Excerpt from a dataset:
[start]

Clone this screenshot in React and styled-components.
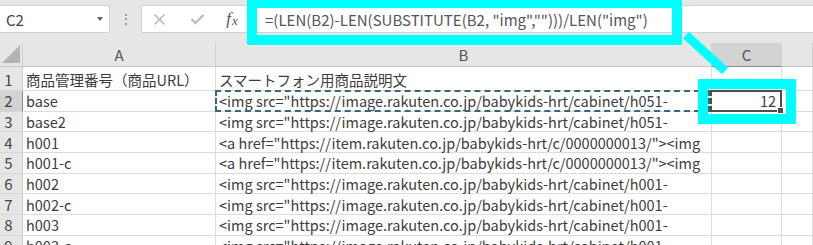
import React from "react";
import styled, { createGlobalStyle, css } from "styled-components";

const Global = createGlobalStyle`
  html, body { margin: 0; padding: 0; background: #ffffff; overflow: hidden; }
  body { width: 813px; height: 245px; font-family: "Noto Sans CJK JP", "Noto Sans", sans-serif; }
`;

const Page = styled.div`
  position: relative;
  width: 813px;
  height: 245px;
  overflow: hidden;
  background: #ffffff;
`;

const Toolbar = styled.div`
  display: flex;
  align-items: flex-start;
  height: 43px;
  padding-top: 5px;
  box-sizing: border-box;
  background: #e6e6e6;
`;

const NameBox = styled.div`
  display: flex;
  align-items: center;
  justify-content: space-between;
  width: 111px;
  height: 28px;
  margin-left: -1px;
  box-sizing: border-box;
  background: #fff;
  border: 1px solid #d2d2d2;
  padding: 0 6px 0 6px;
  font-size: 15px;
  color: #444;
`;

const Caret = styled.span`
  width: 0;
  height: 0;
  border-left: 3.5px solid transparent;
  border-right: 3.5px solid transparent;
  border-top: 4px solid #666;
`;

const Grip = styled.div`
  width: 31px;
  height: 28px;
  display: flex;
  flex-direction: column;
  align-items: center;
  justify-content: center;
  gap: 2.5px;
  span {
    width: 2px;
    height: 2px;
    background: #9a9a9a;
  }
`;

const FxBox = styled.div`
  display: flex;
  align-items: center;
  width: 106px;
  height: 28px;
  box-sizing: border-box;
  background: #fff;
  border: 1px solid #d2d2d2;
  border-right: none;
`;

const FxIcon = styled.span`
  display: flex;
  align-items: center;
  justify-content: center;
  width: ${(p) => p.$w}px;
  height: 26px;
  color: ${(p) => (p.$dark ? "#555" : "#b9b9b9")};
  font-family: ${(p) => (p.$dark ? `"Liberation Serif", serif` : "inherit")};
  font-style: ${(p) => (p.$dark ? "italic" : "normal")};
  font-size: 17px;
`;

const SubX = styled.span`
  font-size: 13px;
  margin-top: 4px;
  margin-left: 1px;
`;

const FormulaInput = styled.div`
  flex: 1;
  height: 28px;
  box-sizing: border-box;
  background: #fff;
  border: 1px solid #d2d2d2;
  border-right: none;
  display: flex;
  align-items: center;
  padding-left: 17px;
  font-size: 15px;
  color: #555;
  white-space: nowrap;
`;

const Sheet = styled.div`
  display: grid;
  grid-template-columns: 23px 193px 496px 70px 1fr;
  grid-template-rows: 24px 24px repeat(8, 20.7px);
  background: #e6e6e6;
`;

const Corner = styled.div`
  position: relative;
  background: #e6e6e6;
  border-right: 1px solid #d0d0d0;
  border-bottom: 1px solid #c8c8c8;
  svg { position: absolute; right: 2px; bottom: 3px; }
`;

const ColHead = styled.div`
  display: flex;
  align-items: center;
  justify-content: center;
  font-size: 15px;
  color: #555;
  background: ${(p) => (p.$active ? "#d3d3d3" : "#e6e6e6")};
  border-right: 1px solid #d0d0d0;
  border-bottom: 1px solid ${(p) => (p.$active ? "#8a8a8a" : "#c8c8c8")};
`;

const RowHead = styled.div`
  display: flex;
  align-items: center;
  justify-content: center;
  padding-right: 5px;
  font-size: 15px;
  color: #444;
  background: ${(p) => (p.$active ? "#d3d3d3" : "#e6e6e6")};
  border-right: 1px solid ${(p) => (p.$active ? "#8a8a8a" : "#c8c8c8")};
  border-bottom: 1px solid #d6d6d6;
  ${(p) => p.$tall && css`padding-top: 2px;`}
`;

const Cell = styled.div`
  position: relative;
  display: flex;
  align-items: center;
  justify-content: ${(p) => (p.$num ? "flex-end" : "flex-start")};
  padding: 0 ${(p) => (p.$num ? "5px" : "0")} 0 ${(p) => (p.$num ? "0" : "3px")};
  ${(p) => p.$tall && css`padding-top: 2px;`}
  background: #fff;
  border-right: 1px solid #dcdcdc;
  border-bottom: 1px solid #dcdcdc;
  font-size: 14.5px;
  color: #3c3c3c;
  white-space: nowrap;
  overflow: visible;
  min-width: 0;
  ${(p) =>
    p.$copied &&
    css`
      &::after {
        content: "";
        position: absolute;
        left: -1px;
        top: -1px;
        right: 1px;
        bottom: -1px;
        border: 2px dashed #3e6576;
        pointer-events: none;
      }
    `}
  ${(p) =>
    p.$selected &&
    css`
      &::after {
        content: "";
        position: absolute;
        left: -2px;
        top: -1px;
        right: -1px;
        bottom: -1px;
        border: 2px solid #4e4e4e;
        border-left-style: dashed;
        pointer-events: none;
      }
      &::before {
        content: "";
        position: absolute;
        right: -3px;
        bottom: -3px;
        width: 5px;
        height: 5px;
        background: #4e4e4e;
        border: 1px solid #fff;
        z-index: 2;
      }
    `}
`;

const Overlay = styled.svg`
  position: absolute;
  left: 0;
  top: 0;
  pointer-events: none;
`;

const imgH051 = '<img src="https://image.rakuten.co.jp/babykids-hrt/cabinet/h051-';
const imgH001 = '<img src="https://image.rakuten.co.jp/babykids-hrt/cabinet/h001-';
const aHref = '<a href="https://item.rakuten.co.jp/babykids-hrt/c/0000000013/"><img';

const rows = [
  { a: "商品管理番号（商品URL）", b: "スマートフォン用商品説明文", c: "" },
  { a: "base", b: imgH051, c: "12" },
  { a: "base2", b: imgH051, c: "" },
  { a: "h001", b: aHref, c: "" },
  { a: "h001-c", b: aHref, c: "" },
  { a: "h002", b: imgH001, c: "" },
  { a: "h002-c", b: imgH001, c: "" },
  { a: "h003", b: imgH001, c: "" },
  { a: "h003-c", b: imgH001, c: "" },
];

export default function App() {
  return (
    <Page>
      <Global />
      <Toolbar>
        <NameBox>
          <span>C2</span>
          <Caret />
        </NameBox>
        <Grip>
          <span />
          <span />
          <span />
        </Grip>
        <FxBox>
          <FxIcon $w={34}>
            <svg width="13" height="13" viewBox="0 0 13 13">
              <path d="M1.5 1.5 L11.5 11.5 M11.5 1.5 L1.5 11.5" stroke="#b9b9b9" strokeWidth="1.6" fill="none" />
            </svg>
          </FxIcon>
          <FxIcon $w={42}>
            <svg width="15" height="12" viewBox="0 0 15 12">
              <path d="M1.5 6 L5.5 10 L13.5 2" stroke="#b9b9b9" strokeWidth="2.2" fill="none" />
            </svg>
          </FxIcon>
          <FxIcon $w={28} $dark>
            <span>f</span>
            <SubX>x</SubX>
          </FxIcon>
        </FxBox>
        <FormulaInput>=(LEN(B2)-LEN(SUBSTITUTE(B2, "img","")))/LEN("img")</FormulaInput>
      </Toolbar>
      <Sheet>
        <Corner>
          <svg width="18" height="18" viewBox="0 0 18 18">
            <polygon points="18,0 18,18 0,18" fill="#b3b3b3" />
          </svg>
        </Corner>
        <ColHead>A</ColHead>
        <ColHead>B</ColHead>
        <ColHead $active>C</ColHead>
        <ColHead />
        {rows.map((r, i) => (
          <React.Fragment key={i}>
            <RowHead $active={i === 1} $tall={i === 0}>{i + 1}</RowHead>
            <Cell $tall={i === 0}>{r.a}</Cell>
            <Cell $tall={i === 0} $copied={i === 1}>{r.b}</Cell>
            <Cell $num $selected={i === 1}>{r.c}</Cell>
            <Cell />
          </React.Fragment>
        ))}
      </Sheet>
      <Overlay width="813" height="245" viewBox="0 0 813 245">
        <rect x="252" y="3" width="425" height="37" fill="none" stroke="#00ffff" strokeWidth="10" />
        <rect x="703" y="84" width="88" height="35" fill="none" stroke="#00ffff" strokeWidth="10" />
        <line x1="686" y1="35" x2="725" y2="71" stroke="#00ffff" strokeWidth="9" />
      </Overlay>
    </Page>
  );
}
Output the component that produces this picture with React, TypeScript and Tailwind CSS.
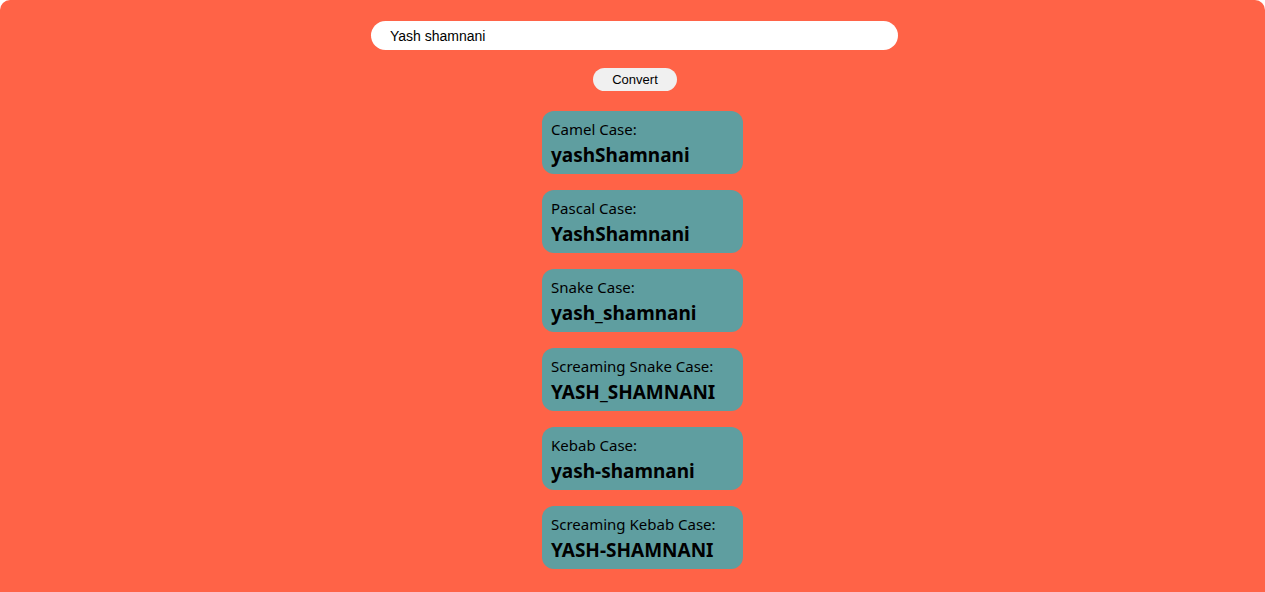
const cases = [
  { label: 'Camel Case:', value: 'yashShamnani' },
  { label: 'Pascal Case:', value: 'YashShamnani' },
  { label: 'Snake Case:', value: 'yash_shamnani' },
  { label: 'Screaming Snake Case:', value: 'YASH_SHAMNANI' },
  { label: 'Kebab Case:', value: 'yash-shamnani' },
  { label: 'Screaming Kebab Case:', value: 'YASH-SHAMNANI' }
];

export default function App() {
  return (
    <div className="min-h-[592px] bg-white">
      <div className="flex min-h-[592px] flex-col items-center rounded-t-[10px] bg-[#ff6347] pb-6 pt-[21px]">
        <div className="flex w-full justify-center pl-[4px]">
          <input
            defaultValue="Yash shamnani"
            className="h-[29px] w-[527px] rounded-full border-0 bg-white pl-[19px] font-['Liberation_Sans',Arial,sans-serif] text-[14px] text-black outline-none"
          />
        </div>
        <div className="mt-[18px] flex w-full justify-center pl-[5px]">
          <button className="h-[23px] w-[84px] rounded-full bg-[#f0f0f0] font-['Liberation_Sans',Arial,sans-serif] text-[13px] text-black">
            Convert
          </button>
        </div>
        <ul className="mt-[20px] flex w-full flex-col items-center gap-[16px] pl-[20px]">
          {cases.map((c) => (
            <li
              key={c.label}
              className="flex h-[63px] w-[201px] flex-col rounded-[12px] bg-[#5f9ea0] px-[9px] pt-[7px] font-['Noto_Sans',sans-serif] text-black"
            >
              <span className="text-[15px] leading-[22px]">{c.label}</span>
              <span className="mt-[3px] text-[19px] font-bold leading-[24px]">{c.value}</span>
            </li>
          ))}
        </ul>
      </div>
    </div>
  );
}
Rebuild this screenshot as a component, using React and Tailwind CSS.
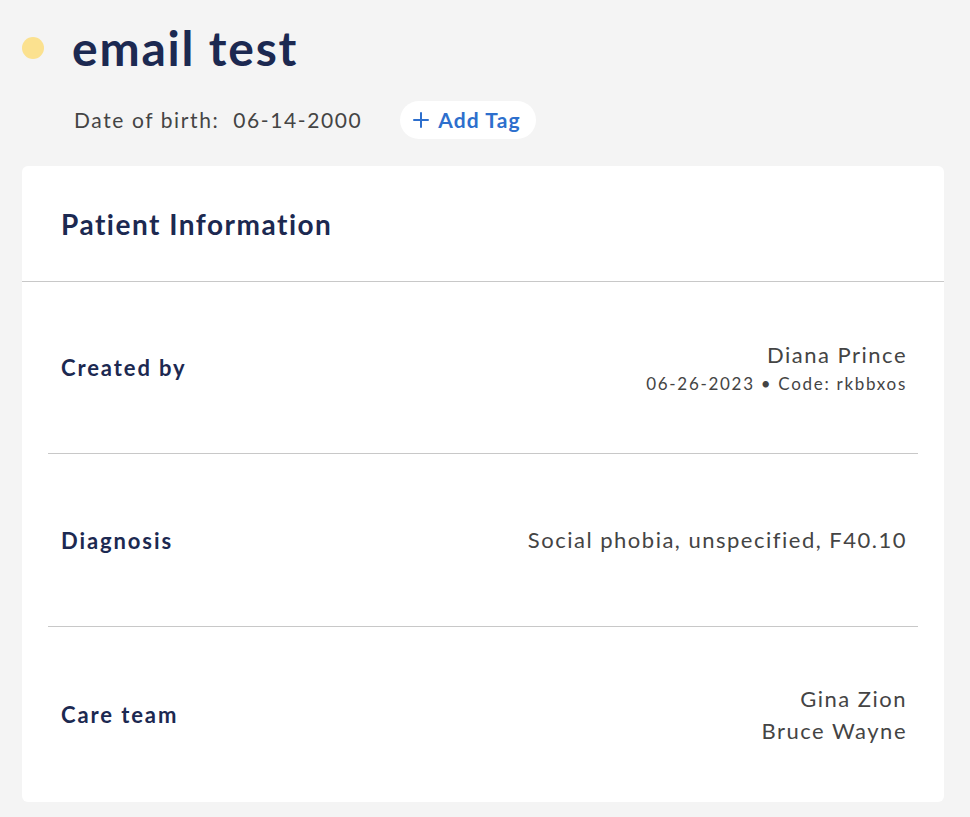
import React from "react";

const rows = [
  {
    label: "Created by",
    lines: ["Diana Prince"],
    sub: "06-26-2023 • Code: rkbbxos",
    height: "h-[172px]",
  },
  { label: "Diagnosis", lines: ["Social phobia, unspecified, F40.10"], height: "h-[173px]" },
  { label: "Care team", lines: ["Gina Zion", "Bruce Wayne"], height: "h-[175px]" },
];

const PlusIcon = () => (
  <svg width="16" height="16" viewBox="0 0 16 16" fill="none">
    <path d="M8 1v14M1 8h14" stroke="currentColor" strokeWidth="2" strokeLinecap="round" />
  </svg>
);

const App = () => {
  return (
    <div className="min-h-screen bg-[#f4f4f4] px-[22px] pt-[20px] pb-[15px] font-['Lato','Liberation_Sans',sans-serif]">
      <div className="flex items-center h-[56px]">
        <span className="w-[22px] h-[22px] rounded-full bg-[#fbe18f]" />
        <h1 className="ml-[28px] text-[48px] leading-none font-bold text-[#1c2951] tracking-[1.8px]">
          email test
        </h1>
      </div>

      <div className="flex items-center h-[38px] mt-[25px] ml-[52px]">
        <p className="text-[21px] text-[#444] tracking-[1.6px] whitespace-pre">Date of birth:  06-14-2000</p>
        <button className="ml-[38px] h-[38px] pl-[13px] pr-[15px] rounded-full bg-white flex items-center gap-[9px] text-[#2d6fcd] text-[21px] font-bold tracking-[1.1px]">
          <PlusIcon />
          Add Tag
        </button>
      </div>

      <div className="mt-[27px] bg-white rounded-[6px] w-[922px]">
        <div className="h-[116px] flex items-center px-[39px] border-b border-[#c8c8c8]">
          <h2 className="text-[28px] font-bold text-[#1c2951] tracking-[1.5px]">Patient Information</h2>
        </div>
        <div className="px-[26px]">
          {rows.map((row, i) => (
            <div
              key={row.label}
              className={
                i < rows.length - 1
                  ? `${row.height} flex items-center justify-between pl-[13px] pr-[11px] border-b border-[#c8c8c8]`
                  : `${row.height} flex items-center justify-between pl-[13px] pr-[11px]`
              }
            >
              <span className="text-[22px] font-bold text-[#1c2951] tracking-[1.9px]">{row.label}</span>
              <div className="text-right text-[#444]">
                {row.lines.map((line) => (
                  <div key={line} className="text-[22px] leading-[33px] -mt-px tracking-[1.5px]">
                    {line}
                  </div>
                ))}
                {row.sub && <div className="text-[17px] leading-[25px] tracking-[1.7px]">{row.sub}</div>}
              </div>
            </div>
          ))}
        </div>
      </div>
    </div>
  );
};

export default App;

[end]

● **TASK**
Using the listing above, show every line that includes the string "screenshot".

● **FINAL RESULT**
Clone this screenshot in React and styled-components.
Rebuild this screenshot as a component, using React and Tailwind CSS.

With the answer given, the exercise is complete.